• Task goal: All the data should be repeated exactly. Any image in it is left out.

• Data extract:
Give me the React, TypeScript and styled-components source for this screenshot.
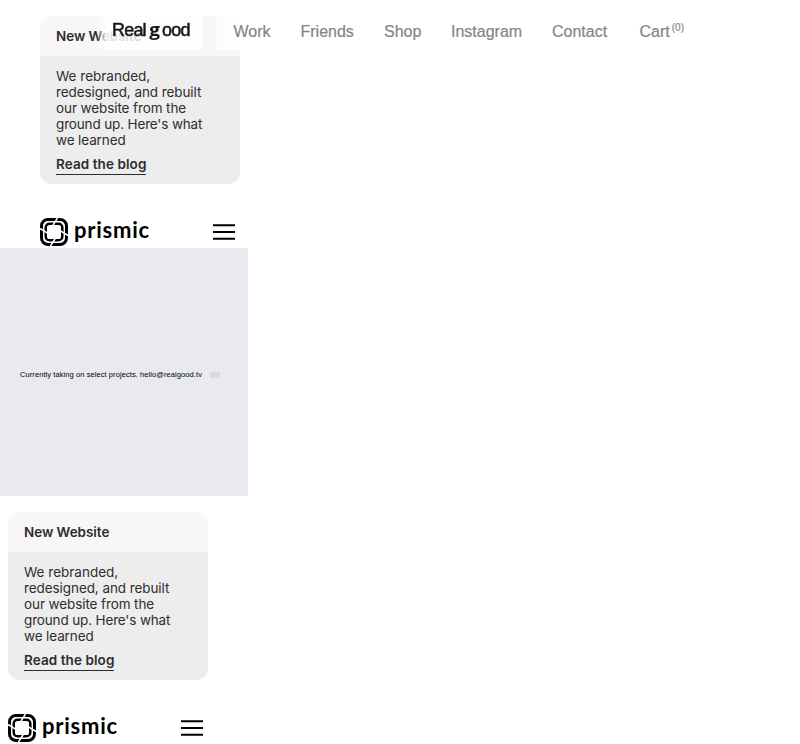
import React from "react";
import styled, { createGlobalStyle } from "styled-components";

const Global = createGlobalStyle`
  * { box-sizing: border-box; }
  html, body { margin: 0; background: #fff; }
  body { height: 744px; overflow: hidden; }
`;

const Page = styled.main`
  position: relative;
  width: 800px;
  height: 744px;
  overflow: hidden;
`;

const Section = styled.section<{ $indent: number }>`
  width: 248px;
  height: 248px;
  padding: 16px 0 0 ${(p) => p.$indent}px;
`;

const Card = styled.article`
  width: 200px;
  height: 168px;
  overflow: hidden;
  border-radius: 12px;
  background: #ededed;
  color: #2d2d2d;
  font: 400 13.5px/16px Inter, sans-serif;
`;

const CardTitle = styled.h2`
  height: 40px;
  margin: 0;
  padding: 0 16px;
  background: #f7f7f7;
  font: 600 13.5px/40px Inter, sans-serif;
  letter-spacing: -0.04px;
`;

const CardBody = styled.div`
  padding: 12px 16px 0;
`;

const Line = styled.div<{ $spacing: number }>`
  white-space: nowrap;
  letter-spacing: ${(p) => p.$spacing}px;
`;

const BlogLink = styled.a`
  display: inline-block;
  height: 19px;
  margin-top: 8px;
  border-bottom: 1px solid #2d2d2d;
  font-weight: 600;
  letter-spacing: 0.08px;
  white-space: nowrap;
`;

const BrandRow = styled.div`
  display: flex;
  align-items: center;
  width: 195px;
  height: 28px;
  margin-top: 34px;
`;

const Wordmark = styled.span`
  margin: -5px auto 0 6px;
  font: 700 22px/28px Lato, sans-serif;
  letter-spacing: 0.75px;
  color: #000;
`;

const Notice = styled.section`
  display: flex;
  align-items: center;
  width: 248px;
  height: 248px;
  padding: 5px 0 0 20px;
  background: #e9eaef;
  color: #000;
  font: 7.5px/10px "Liberation Sans", sans-serif;
  letter-spacing: 0.08px;
  white-space: nowrap;
`;

const NoticeText = styled.span`
  width: 190px;
`;

const NavLayer = styled.header`
  position: absolute;
  top: 12px;
  left: 98px;
  display: flex;
  gap: 13px;
  height: 38px;
  color: #858585;
  font: 16px/39px "Liberation Sans", sans-serif;
`;

const LogoPanel = styled.div`
  width: 105px;
  background: linear-gradient(90deg, rgba(255, 255, 255, 0.2), rgba(255, 255, 255, 0.87) 8px, rgba(255, 255, 255, 0.7));
  backdrop-filter: blur(0.5px);
`;

const Logo = styled.div`
  display: flex;
  padding-left: 14px;
  color: #161616;
  font-size: 18px;
  line-height: 37px;
  letter-spacing: -0.8px;
  -webkit-text-stroke: 0.5px #161616;
  white-space: pre;
`;

const LogoG = styled.span`
  width: 12px;
  font: 700 17px/37px "Open Sans", sans-serif;
  -webkit-text-stroke: 0;
  transform: translateY(-1px) scaleX(1.12);
`;

const Nav = styled.nav`
  display: flex;
  padding-left: 17.5px;
  background: linear-gradient(90deg, rgba(255, 255, 255, 0.65), rgba(255, 255, 255, 0.9) 24px);
  -webkit-text-stroke: 0.2px #858585;
`;

const NavItem = styled.a<{ $width: number }>`
  width: ${(p) => p.$width}px;
  white-space: nowrap;
`;

const Count = styled.sup`
  margin-left: 2px;
  font-size: 10px;
  line-height: 0;
  vertical-align: 6px;
`;

const copy: [string, number][] = [
  ["We rebranded,", 0],
  ["redesigned, and rebuilt", -0.08],
  ["our website from the", -0.1],
  ["ground up. Here's what", -0.15],
  ["we learned", -0.12],
];

const PrismicIcon = () => (
  <svg width="28" height="28" viewBox="0 0 28 28" fill="none" stroke="#000">
    <rect x="1.5" y="1.5" width="25" height="25" rx="6.5" strokeWidth="3" />
    <rect x="5.7" y="5.7" width="16.6" height="16.6" rx="3.8" strokeWidth="2.5" />
    <g stroke="#fff" strokeWidth="1.5">
      <path d="M17.5 0L12.8 7.5M28 17.5L20.5 12.8M10.5 28L15.2 20.5M0 10.5L7.5 15.2" />
    </g>
  </svg>
);

const MenuIcon = () => (
  <svg width="22" height="18" viewBox="0 0 22 18" stroke="#000" strokeWidth="2">
    <path d="M0 2.3H22M0 9H22M0 15.7H22" />
  </svg>
);

const EnvelopeIcon = () => (
  <svg width="10" height="6" viewBox="0 0 10 6">
    <rect width="10" height="6" fill="#dcdddf" />
    <path d="M0 .3L5 3.5L10 .3M0 5.8L3.5 3M10 5.8L6.5 3" fill="none" stroke="#c8c9ca" strokeWidth=".6" />
  </svg>
);

const Promo = ({ indent }: { indent: number }) => (
  <Section $indent={indent}>
    <Card>
      <CardTitle>New Website</CardTitle>
      <CardBody>
        {copy.map(([text, spacing]) => (
          <Line key={text} $spacing={spacing}>{text}</Line>
        ))}
        <BlogLink>Read the blog</BlogLink>
      </CardBody>
    </Card>
    <BrandRow>
      <PrismicIcon />
      <Wordmark>prismic</Wordmark>
      <MenuIcon />
    </BrandRow>
  </Section>
);

export default function App() {
  return (
    <>
      <Global />
      <Page>
        <Promo indent={40} />
        <Notice>
          <NoticeText>Currently taking on select projects. hello@realgood.tv</NoticeText>
          <EnvelopeIcon />
        </Notice>
        <Promo indent={8} />
        <NavLayer>
          <LogoPanel>
            <Logo>
              <span>Real </span><LogoG>g</LogoG><span>ood</span>
            </Logo>
          </LogoPanel>
          <Nav>
            <NavItem $width={67}>Work</NavItem>
            <NavItem $width={83.5}>Friends</NavItem>
            <NavItem $width={67}>Shop</NavItem>
            <NavItem $width={101}>Instagram</NavItem>
            <NavItem $width={87.5}>Contact</NavItem>
            <NavItem $width={50}>Cart<Count>(0)</Count></NavItem>
          </Nav>
        </NavLayer>
      </Page>
    </>
  );
}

• Written solution:
Give me the React, TypeScript and styled-components source for this screenshot.
import React from "react";
import styled, { createGlobalStyle } from "styled-components";

const Global = createGlobalStyle`
  * { box-sizing: border-box; }
  html, body { margin: 0; background: #fff; }
  body { height: 744px; overflow: hidden; }
`;

const Page = styled.main`
  position: relative;
  width: 800px;
  height: 744px;
  overflow: hidden;
`;

const Section = styled.section<{ $indent: number }>`
  width: 248px;
  height: 248px;
  padding: 16px 0 0 ${(p) => p.$indent}px;
`;

const Card = styled.article`
  width: 200px;
  height: 168px;
  overflow: hidden;
  border-radius: 12px;
  background: #ededed;
  color: #2d2d2d;
  font: 400 13.5px/16px Inter, sans-serif;
`;

const CardTitle = styled.h2`
  height: 40px;
  margin: 0;
  padding: 0 16px;
  background: #f7f7f7;
  font: 600 13.5px/40px Inter, sans-serif;
  letter-spacing: -0.04px;
`;

const CardBody = styled.div`
  padding: 12px 16px 0;
`;

const Line = styled.div<{ $spacing: number }>`
  white-space: nowrap;
  letter-spacing: ${(p) => p.$spacing}px;
`;

const BlogLink = styled.a`
  display: inline-block;
  height: 19px;
  margin-top: 8px;
  border-bottom: 1px solid #2d2d2d;
  font-weight: 600;
  letter-spacing: 0.08px;
  white-space: nowrap;
`;

const BrandRow = styled.div`
  display: flex;
  align-items: center;
  width: 195px;
  height: 28px;
  margin-top: 34px;
`;

const Wordmark = styled.span`
  margin: -5px auto 0 6px;
  font: 700 22px/28px Lato, sans-serif;
  letter-spacing: 0.75px;
  color: #000;
`;

const Notice = styled.section`
  display: flex;
  align-items: center;
  width: 248px;
  height: 248px;
  padding: 5px 0 0 20px;
  background: #e9eaef;
  color: #000;
  font: 7.5px/10px "Liberation Sans", sans-serif;
  letter-spacing: 0.08px;
  white-space: nowrap;
`;

const NoticeText = styled.span`
  width: 190px;
`;

const NavLayer = styled.header`
  position: absolute;
  top: 12px;
  left: 98px;
  display: flex;
  gap: 13px;
  height: 38px;
  color: #858585;
  font: 16px/39px "Liberation Sans", sans-serif;
`;

const LogoPanel = styled.div`
  width: 105px;
  background: linear-gradient(90deg, rgba(255, 255, 255, 0.2), rgba(255, 255, 255, 0.87) 8px, rgba(255, 255, 255, 0.7));
  backdrop-filter: blur(0.5px);
`;

const Logo = styled.div`
  display: flex;
  padding-left: 14px;
  color: #161616;
  font-size: 18px;
  line-height: 37px;
  letter-spacing: -0.8px;
  -webkit-text-stroke: 0.5px #161616;
  white-space: pre;
`;

const LogoG = styled.span`
  width: 12px;
  font: 700 17px/37px "Open Sans", sans-serif;
  -webkit-text-stroke: 0;
  transform: translateY(-1px) scaleX(1.12);
`;

const Nav = styled.nav`
  display: flex;
  padding-left: 17.5px;
  background: linear-gradient(90deg, rgba(255, 255, 255, 0.65), rgba(255, 255, 255, 0.9) 24px);
  -webkit-text-stroke: 0.2px #858585;
`;

const NavItem = styled.a<{ $width: number }>`
  width: ${(p) => p.$width}px;
  white-space: nowrap;
`;

const Count = styled.sup`
  margin-left: 2px;
  font-size: 10px;
  line-height: 0;
  vertical-align: 6px;
`;

const copy: [string, number][] = [
  ["We rebranded,", 0],
  ["redesigned, and rebuilt", -0.08],
  ["our website from the", -0.1],
  ["ground up. Here's what", -0.15],
  ["we learned", -0.12],
];

const PrismicIcon = () => (
  <svg width="28" height="28" viewBox="0 0 28 28" fill="none" stroke="#000">
    <rect x="1.5" y="1.5" width="25" height="25" rx="6.5" strokeWidth="3" />
    <rect x="5.7" y="5.7" width="16.6" height="16.6" rx="3.8" strokeWidth="2.5" />
    <g stroke="#fff" strokeWidth="1.5">
      <path d="M17.5 0L12.8 7.5M28 17.5L20.5 12.8M10.5 28L15.2 20.5M0 10.5L7.5 15.2" />
    </g>
  </svg>
);

const MenuIcon = () => (
  <svg width="22" height="18" viewBox="0 0 22 18" stroke="#000" strokeWidth="2">
    <path d="M0 2.3H22M0 9H22M0 15.7H22" />
  </svg>
);

const EnvelopeIcon = () => (
  <svg width="10" height="6" viewBox="0 0 10 6">
    <rect width="10" height="6" fill="#dcdddf" />
    <path d="M0 .3L5 3.5L10 .3M0 5.8L3.5 3M10 5.8L6.5 3" fill="none" stroke="#c8c9ca" strokeWidth=".6" />
  </svg>
);

const Promo = ({ indent }: { indent: number }) => (
  <Section $indent={indent}>
    <Card>
      <CardTitle>New Website</CardTitle>
      <CardBody>
        {copy.map(([text, spacing]) => (
          <Line key={text} $spacing={spacing}>{text}</Line>
        ))}
        <BlogLink>Read the blog</BlogLink>
      </CardBody>
    </Card>
    <BrandRow>
      <PrismicIcon />
      <Wordmark>prismic</Wordmark>
      <MenuIcon />
    </BrandRow>
  </Section>
);

export default function App() {
  return (
    <>
      <Global />
      <Page>
        <Promo indent={40} />
        <Notice>
          <NoticeText>Currently taking on select projects. hello@realgood.tv</NoticeText>
          <EnvelopeIcon />
        </Notice>
        <Promo indent={8} />
        <NavLayer>
          <LogoPanel>
            <Logo>
              <span>Real </span><LogoG>g</LogoG><span>ood</span>
            </Logo>
          </LogoPanel>
          <Nav>
            <NavItem $width={67}>Work</NavItem>
            <NavItem $width={83.5}>Friends</NavItem>
            <NavItem $width={67}>Shop</NavItem>
            <NavItem $width={101}>Instagram</NavItem>
            <NavItem $width={87.5}>Contact</NavItem>
            <NavItem $width={50}>Cart<Count>(0)</Count></NavItem>
          </Nav>
        </NavLayer>
      </Page>
    </>
  );
}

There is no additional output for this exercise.